By Edwin Choy, Centre for Fathering
Today we shall focus on how we can use “solution talk” with our teens in a conflict. It is very common for teens to collide in their values with that of their parents. Last week we learnt that using problem talk in the form of blame and shame is not helpful. The good news is that parents can learn how to talk to our teens in a way they would listen.
The first step involves converting the problem into goals. Instead of focusing on the problems, it is better to be clear about what you want to see happen. With a clear goal in mind, we can engage our teens in the following ways:
a. Describe the problem calmly and give your teens the benefit of a doubt. For example you might say after describing the problem situation “you probably do this because”
b. Describe what you want to see happened instead. This is the goal you wished instead of the problems. The clearer you are about this goal to your teens, the easier it will be to achieve them. We cannot assume our teens know what we want.
c. Explain the benefits of achieving this goal. Our teens usually are not good at co-operating when they cannot see any benefits to what we asked them to do.

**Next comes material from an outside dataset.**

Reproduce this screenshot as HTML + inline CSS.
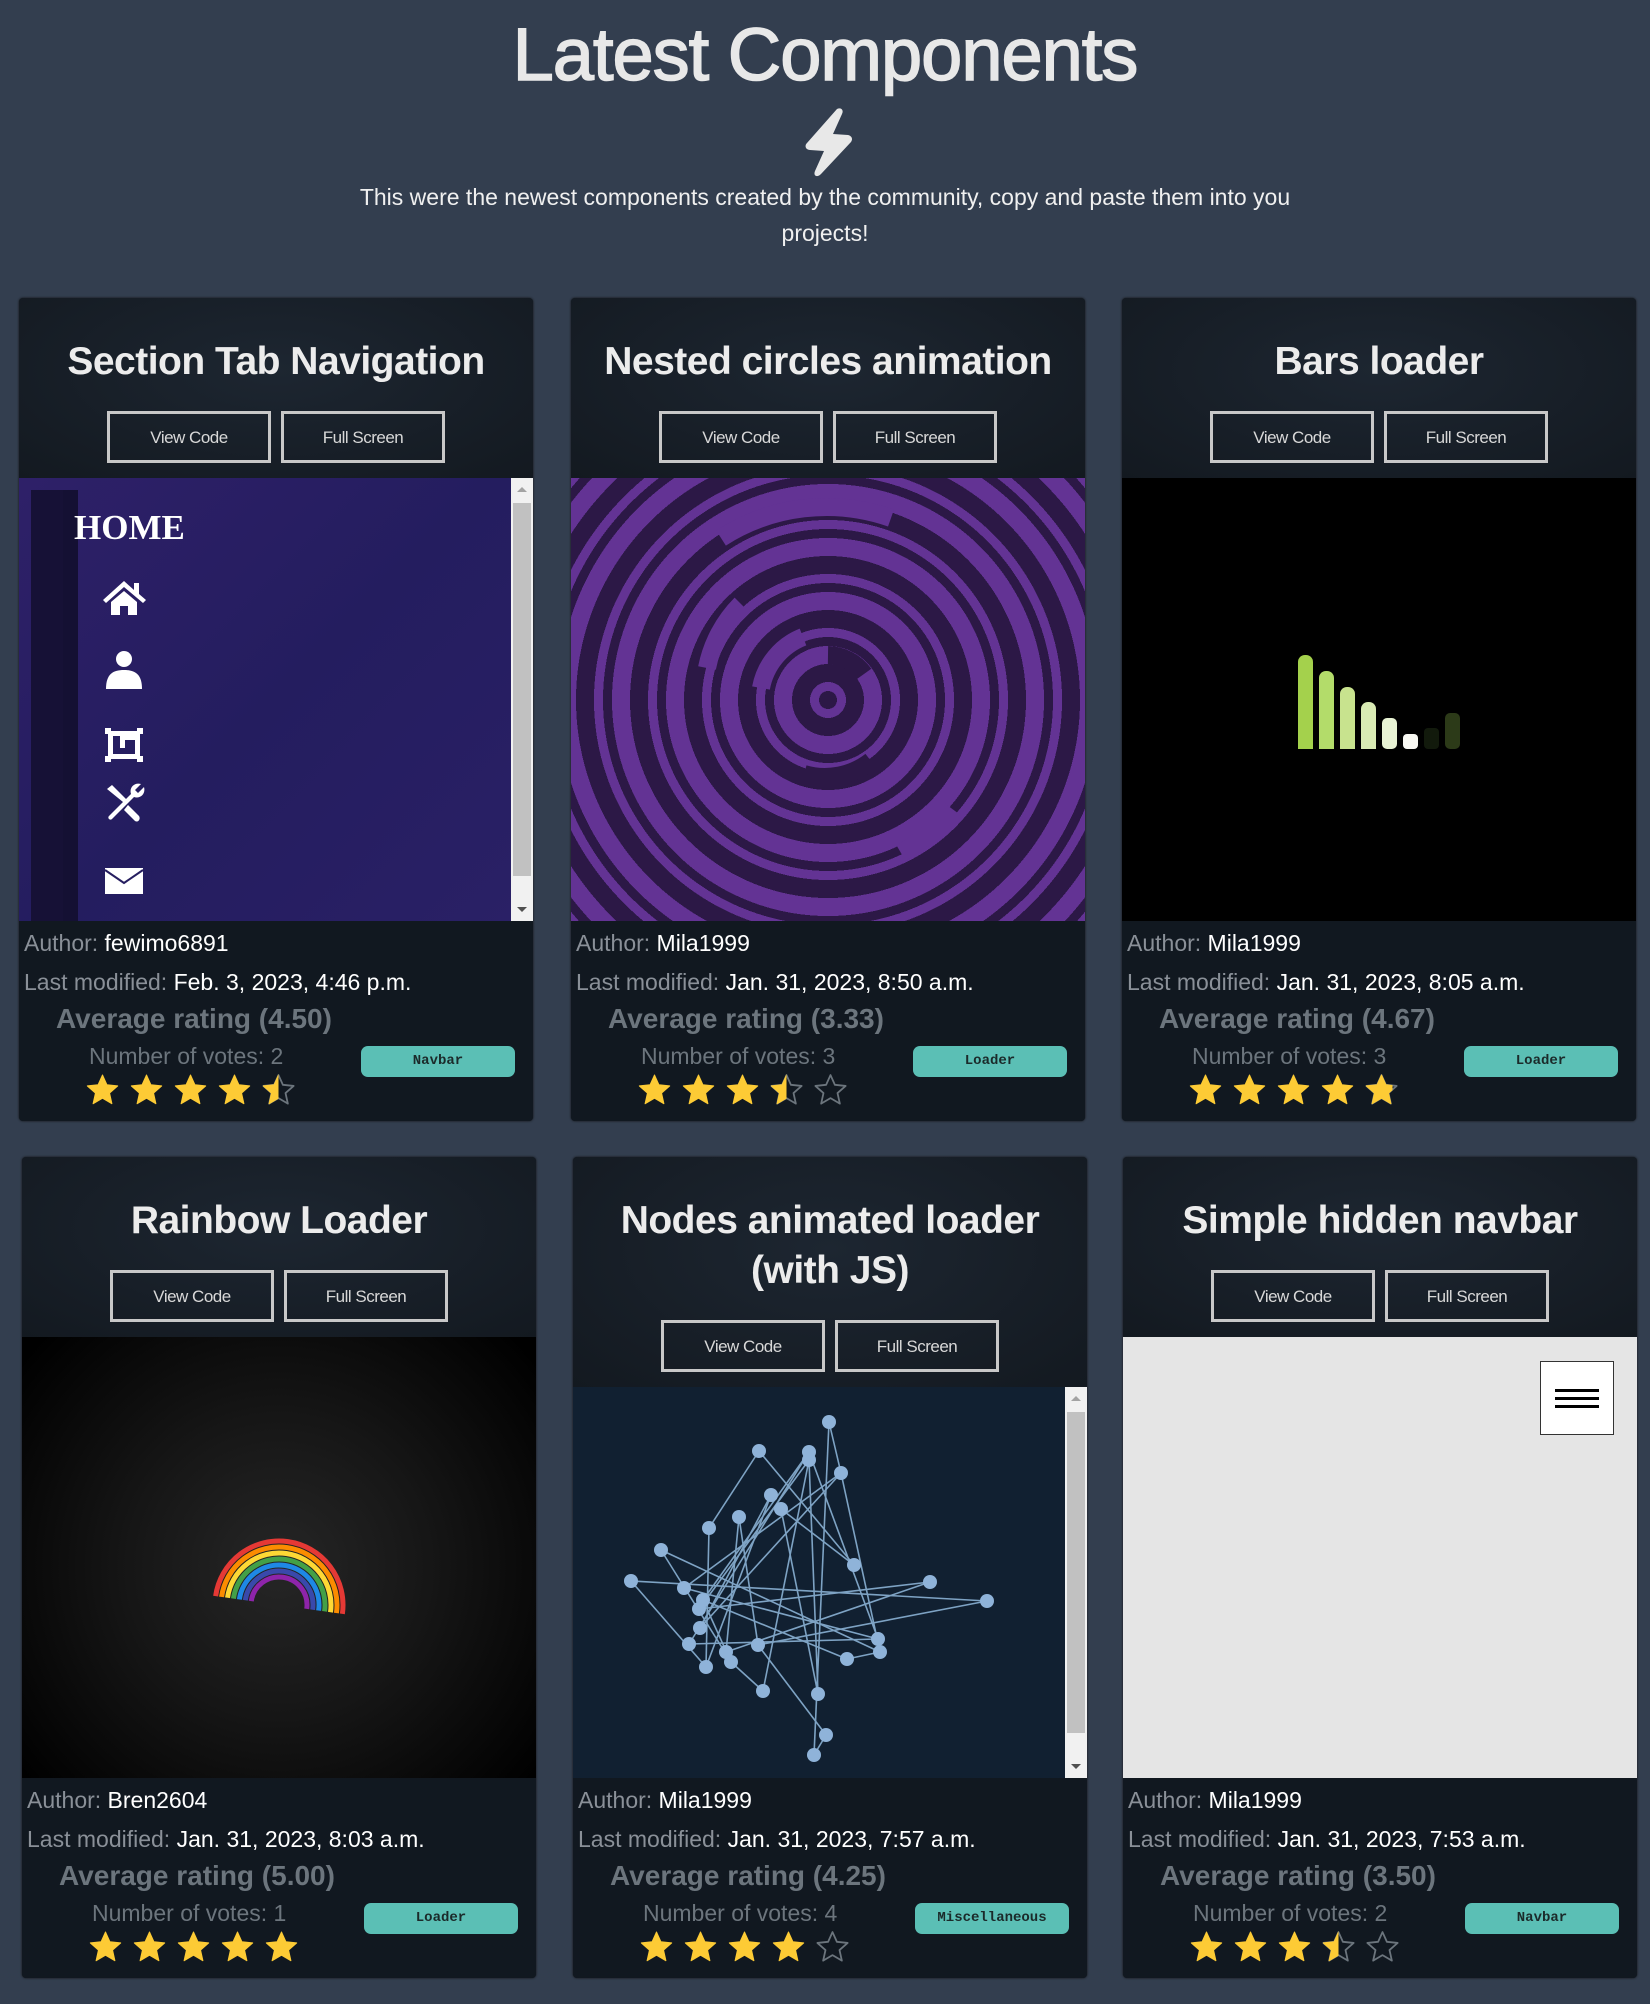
<!DOCTYPE html>
<html><head><meta charset="utf-8">
<style>
*{box-sizing:border-box;margin:0;padding:0}
body{width:1650px;height:2004px;background:#333e4f;font-family:"Liberation Sans",sans-serif;position:relative;overflow:hidden}
h1{position:absolute;top:12px;left:0;width:1650px;text-align:center;font-size:74px;font-weight:normal;color:#e8e8e8;letter-spacing:-1px;-webkit-text-stroke:1.5px #e8e8e8}
.bolt{position:absolute;left:799px;top:106px}
.sub{position:absolute;top:179px;left:335px;width:980px;text-align:center;color:#f0f0f0;font-size:23px;line-height:36px}
.card{position:absolute;width:514px;border-radius:4px;background:#121820;box-shadow:0 0 2px #111;display:flex;flex-direction:column;overflow:hidden}
.hd{background:radial-gradient(ellipse at 50% 40%,#1d2631,#131920);text-align:center;padding:0 10px 0}
.hd h2{color:#ececec;font-size:39px;line-height:50px;padding-top:39px;margin-bottom:-2px;letter-spacing:-0.5px}
.btns{display:flex;justify-content:center;gap:10px;padding:26px 0 15px}
.btns div{width:164px;height:52px;border:3px solid #c8c8c8;color:#d8d8d8;font-size:17px;line-height:47px;text-align:center;letter-spacing:-0.5px}
.pv{flex:1;position:relative;overflow:hidden}
.info{height:200px;position:relative;background:#111820;color:#fff;font-size:23px}
.info .l{position:absolute;left:5px;white-space:nowrap}
.info .l span{color:#8a9098}
.avg{position:absolute;left:37px;top:82px;color:#6c757d;font-weight:bold;font-size:28px}
.votes{position:absolute;left:70px;top:122px;color:#6c757d;font-size:23px}
.stars{position:absolute;left:67px;top:152px;display:flex;gap:11px}
.badge{position:absolute;right:18px;top:125px;width:154px;height:31px;border-radius:7px;background:#5bbfb5;color:#1b2a2a;font-family:"Liberation Mono",monospace;font-size:14px;text-align:center;line-height:31px;font-weight:bold}
.sb{position:absolute;right:0;top:0;bottom:0;width:22px;background:#f1f1f1}
.sb .th{position:absolute;left:2px;right:2px;top:25px;bottom:45px;background:#c1c1c1}
.sb .up,.sb .dn{position:absolute;left:6px;width:0;height:0;border-left:5px solid transparent;border-right:5px solid transparent}
.sb .up{top:9px;border-bottom:5px solid #a3a3a3}
.sb .dn{bottom:9px;border-top:5px solid #505050}
</style></head><body>
<h1>Latest Components</h1>
<svg class="bolt" width="58" height="72" viewBox="0 0 58 72"><path d="M38 3 C42 1 45 4 43 8 L34 28 L49 29 C53 30 54 33 52 36 L22 68 C18 72 14 70 16 65 L25 45 L11 44 C7 44 5 40 8 37 Z" fill="#e8e8e8"/></svg>
<div class="sub">This were the newest components created by the community, copy and paste them into you projects!</div>

<div class="card" style="left:19px;top:298px;height:823px">
 <div class="hd"><h2>Section Tab Navigation</h2><div class="btns"><div>View Code</div><div>Full Screen</div></div></div>
 <div class="pv" style="background:linear-gradient(135deg,#2e2068,#241d5f 50%,#2a2066)">
  <div style="position:absolute;left:12px;top:12px;width:47px;bottom:0;background:#141033"></div>
  <div style="position:absolute;left:12px;top:12px;width:32px;bottom:0;background:#161136"></div>
  <div style="position:absolute;left:55px;top:30px;color:#fff;font-family:'Liberation Serif',serif;font-weight:bold;font-size:35px">HOME</div>
  <svg style="position:absolute;left:82px;top:100px" width="48" height="340" viewBox="0 0 48 340" fill="#fff">
   <path d="M2 22 L23 3 L33 12 L33 5 L38 5 L38 16 L45 22 L42 25 L23 9 L5 25 Z M10 24 L23 13 L36 24 L36 37 L27 37 L27 28 L19 28 L19 37 L10 37Z"/>
   <circle cx="23" cy="81" r="8"/><path d="M5 111 C5 96 12 92 23 92 C34 92 41 96 41 111Z"/>
   <path d="M4 150 h6 v3 h26 v-3 h6 v6 h-3 v22 h3 v6 h-6 v-3 h-26 v3 h-6 v-6 h3 v-22 h-3z M12 158 v18 h22 v-14 h-10 v8 h-5 v-12z" fill-rule="evenodd"/>
   <path d="M6 211 L11 207 L25 221 L22 224 Z M27 227 L38 238 C40 241 37 245 34 243 L23 232 Z M8 238 L30 216 C28 210 33 204 40 206 L34 212 L37 215 L43 209 C45 216 39 221 33 219 L11 241 C9 243 6 240 8 238Z"/>
   <path d="M4 290 h38 v26 h-38z" /><path d="M4 292 L23 305 L42 292" stroke="#261e60" stroke-width="2" fill="none"/>
  </svg>
  <div class="sb"><div class="up"></div><div class="th"></div><div class="dn"></div></div>
 </div>
 <div class="info">
  <div class="l" style="top:9px"><span>Author:</span> fewimo6891</div>
  <div class="l" style="top:48px"><span>Last modified:</span> Feb. 3, 2023, 4:46 p.m.</div>
  <div class="avg">Average rating (4.50)</div>
  <div class="votes">Number of votes: 2</div>
  <div class="stars" data-r="4.5"></div>
  <div class="badge">Navbar</div>
 </div>
</div>

<div class="card" style="left:571px;top:298px;height:823px">
 <div class="hd"><h2>Nested circles animation</h2><div class="btns"><div>View Code</div><div>Full Screen</div></div></div>
 <div class="pv" style="background:repeating-radial-gradient(circle at 257px 222px,#2c1846 0 9px,#633394 9px 18px,#2c1846 18px 36px,#633394 36px 54px)">
  <svg style="position:absolute;left:0;top:0" width="514" height="443">
   <g fill="none" stroke-width="18">
    <path d="M257 177 A45 45 0 0 1 293 196" stroke="#2c1846"/>
    <path d="M190 210 A68 68 0 0 1 232 159" stroke="#633394"/>
    <path d="M300 283 A75 75 0 0 1 233 296" stroke="#2c1846"/>
    <path d="M136 190 A125 125 0 0 1 170 126" stroke="#633394"/>
    <path d="M150 60 A195 195 0 0 1 320 40" stroke="#633394"/>
    <path d="M380 330 A165 165 0 0 1 330 375" stroke="#633394"/>
   </g>
  </svg>
 </div>
 <div class="info">
  <div class="l" style="top:9px"><span>Author:</span> Mila1999</div>
  <div class="l" style="top:48px"><span>Last modified:</span> Jan. 31, 2023, 8:50 a.m.</div>
  <div class="avg">Average rating (3.33)</div>
  <div class="votes">Number of votes: 3</div>
  <div class="stars" data-r="3.33"></div>
  <div class="badge">Loader</div>
 </div>
</div>

<div class="card" style="left:1122px;top:298px;height:823px">
 <div class="hd"><h2>Bars loader</h2><div class="btns"><div>View Code</div><div>Full Screen</div></div></div>
 <div class="pv" style="background:#000">
  <svg style="position:absolute;left:0;top:0" width="514" height="443">
   <g>
    <rect x="176" y="177" width="15" height="94" rx="7" fill="#a4d14c"/><rect x="176" y="264" width="15" height="7" fill="#a4d14c"/>
    <rect x="197" y="193" width="15" height="78" rx="7" fill="#b3dc6a"/><rect x="197" y="264" width="15" height="7" fill="#b3dc6a"/>
    <rect x="218" y="209" width="15" height="62" rx="7" fill="#c8e38e"/><rect x="218" y="264" width="15" height="7" fill="#c8e38e"/>
    <rect x="239" y="224" width="15" height="47" rx="7" fill="#d9ebb4"/><rect x="239" y="264" width="15" height="7" fill="#d9ebb4"/>
    <rect x="260" y="240" width="15" height="31" rx="5" fill="#e8f3d4"/>
    <rect x="281" y="256" width="15" height="15" rx="4" fill="#f8f8f2"/>
    <rect x="302" y="250" width="15" height="21" rx="4" fill="#121a0c"/>
    <rect x="323" y="235" width="15" height="36" rx="5" fill="#2c3a18"/>
   </g>
  </svg>
 </div>
 <div class="info">
  <div class="l" style="top:9px"><span>Author:</span> Mila1999</div>
  <div class="l" style="top:48px"><span>Last modified:</span> Jan. 31, 2023, 8:05 a.m.</div>
  <div class="avg">Average rating (4.67)</div>
  <div class="votes">Number of votes: 3</div>
  <div class="stars" data-r="4.8"></div>
  <div class="badge">Loader</div>
 </div>
</div>

<div class="card" style="left:22px;top:1157px;height:821px">
 <div class="hd"><h2>Rainbow Loader</h2><div class="btns"><div>View Code</div><div>Full Screen</div></div></div>
 <div class="pv" style="background:radial-gradient(circle at 257px 230px,#262626 0,#161616 150px,#000 330px)">
  <svg style="position:absolute;left:0;top:0" width="514" height="442">
   <g fill="none" stroke-width="5" transform="rotate(8 257 268)">
    <path d="M193 268 A64 64 0 0 1 321 268" stroke="#e53935"/>
    <path d="M199 268 A58 58 0 0 1 315 268" stroke="#fb8c00"/>
    <path d="M205 268 A52 52 0 0 1 309 268" stroke="#fdd835"/>
    <path d="M211 268 A46 46 0 0 1 303 268" stroke="#43a047"/>
    <path d="M217 268 A40 40 0 0 1 297 268" stroke="#1e88e5"/>
    <path d="M223 268 A34 34 0 0 1 291 268" stroke="#3949ab"/>
    <path d="M229 268 A28 28 0 0 1 285 268" stroke="#8e24aa"/>
   </g>
  </svg>
 </div>
 <div class="info">
  <div class="l" style="top:9px"><span>Author:</span> Bren2604</div>
  <div class="l" style="top:48px"><span>Last modified:</span> Jan. 31, 2023, 8:03 a.m.</div>
  <div class="avg">Average rating (5.00)</div>
  <div class="votes">Number of votes: 1</div>
  <div class="stars" data-r="5"></div>
  <div class="badge">Loader</div>
 </div>
</div>

<div class="card" style="left:573px;top:1157px;height:821px">
 <div class="hd"><h2>Nodes animated loader (with JS)</h2><div class="btns"><div>View Code</div><div>Full Screen</div></div></div>
 <div class="pv" style="background:#112031">
  <svg style="position:absolute;left:0;top:0" width="492" height="392" id="nodes"></svg>
  <div class="sb"><div class="up"></div><div class="th"></div><div class="dn"></div></div>
 </div>
 <div class="info">
  <div class="l" style="top:9px"><span>Author:</span> Mila1999</div>
  <div class="l" style="top:48px"><span>Last modified:</span> Jan. 31, 2023, 7:57 a.m.</div>
  <div class="avg">Average rating (4.25)</div>
  <div class="votes">Number of votes: 4</div>
  <div class="stars" data-r="4"></div>
  <div class="badge">Miscellaneous</div>
 </div>
</div>

<div class="card" style="left:1123px;top:1157px;height:821px">
 <div class="hd"><h2>Simple hidden navbar</h2><div class="btns"><div>View Code</div><div>Full Screen</div></div></div>
 <div class="pv" style="background:#e5e5e5">
  <div style="position:absolute;left:417px;top:24px;width:74px;height:74px;background:#fff;border:1px solid #333">
   <div style="position:absolute;left:14px;width:44px;top:27px;height:3px;background:#000"></div>
   <div style="position:absolute;left:14px;width:44px;top:35px;height:3px;background:#000"></div>
   <div style="position:absolute;left:14px;width:44px;top:43px;height:3px;background:#000"></div>
  </div>
 </div>
 <div class="info">
  <div class="l" style="top:9px"><span>Author:</span> Mila1999</div>
  <div class="l" style="top:48px"><span>Last modified:</span> Jan. 31, 2023, 7:53 a.m.</div>
  <div class="avg">Average rating (3.50)</div>
  <div class="votes">Number of votes: 2</div>
  <div class="stars" data-r="3.5"></div>
  <div class="badge">Navbar</div>
 </div>
</div>

<script>
var P="12,1.5 15.2,8.6 23,9.4 17.1,14.6 18.8,22.3 12,18.3 5.2,22.3 6.9,14.6 1,9.4 8.8,8.6";
document.querySelectorAll('.stars').forEach(function(s,k){
 var r=parseFloat(s.dataset.r),h='';
 for(var i=0;i<5;i++){
  var f=r-i; var w=f>=0.9?24:(f>=0.7?20:(f>=0.25?12:0));
  h+='<svg width="33" height="33" viewBox="0 0 24 24"><defs><clipPath id="c'+k+i+'"><rect x="0" y="0" width="'+w+'" height="24"/></clipPath></defs>'+
   (w<24?'<polygon points="'+P+'" fill="none" stroke="#6c757d" stroke-width="1.3" stroke-linejoin="round"/>':'')+
   '<polygon points="'+P+'" fill="#fdcb35" stroke="#fdcb35" stroke-width="0.8" stroke-linejoin="round" clip-path="url(#c'+k+i+')"/></svg>';
 }
 s.innerHTML=h;
});
var N=[[256,35],[186,64],[236,65],[236,73],[268,86],[198,108],[208,122],[166,130],[136,141],[88,163],[58,194],[111,201],[130,213],[126,222],[127,241],[116,257],[185,258],[153,265],[158,275],[133,280],[305,252],[307,265],[274,272],[357,195],[414,214],[190,304],[245,307],[253,348],[241,368],[281,178]];
var E=[[0,28],[0,4],[4,21],[1,29],[1,8],[2,12],[3,25],[3,13],[4,11],[5,14],[6,29],[7,17],[8,19],[9,18],[10,24],[10,19],[11,20],[12,22],[13,23],[14,4],[15,20],[16,24],[16,27],[17,23],[18,25],[2,20],[26,3],[27,28],[21,22],[6,26],[7,16],[9,21],[12,18],[15,2],[5,19]];
var g='';E.forEach(function(e){var a=N[e[0]],b=N[e[1]];g+='<line x1="'+a[0]+'" y1="'+a[1]+'" x2="'+b[0]+'" y2="'+b[1]+'" stroke="#7ea3c4" stroke-width="1.6"/>';});
N.forEach(function(n){g+='<circle cx="'+n[0]+'" cy="'+n[1]+'" r="7" fill="#8fb3d9"/>';});
document.getElementById('nodes').innerHTML=g;
</script>
</body></html>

d. Express confidence in your teens to accomplish this goal. When our teens feel affirmed by us even in a conflict, they are more motivated to make changes toward a new goal. One way to express confidence in them is to draw on your teens’ past successes in dealing with similar situations.
e. When it is finally achieved, don’t forget to celebrate! Every small step taken by our teens in a positive direction needs to be appreciated and affirmed.
“Don’t forget to celebrate! Every small step taken by our teens in a positive direction needs to be appreciated and affirmed.”Edwin Choy
The above are just one possible approach to engage your teens in a solution focused coaching rather than problem talk. There are no guarantees in any approaches. However, when parents are able to focus on solutions rather than problems and at the same time draw on their strengths rather than highlighting their weaknesses, you have far greater chance of success in coaching your teens!
Next week we will discuss what we as coaches can do when our teens approach us to help them with their problem situation.
Reflection pointers for fathers …
- Remember a time when you wanted to achieve a goal. What helped you achieve the desired outcome? How can you apply that experience to your child?
- What is the predominant strength or positive trait in your child? How can you leverage on that to coach your child into solutions.
Action pointers for fathers …
Ask your children tonight what they would like to eat tomorrow. Download a recipe and try to cook it for them. Make a backup plan to order something they will definitely like to eat in case your attempted cooking session is not good.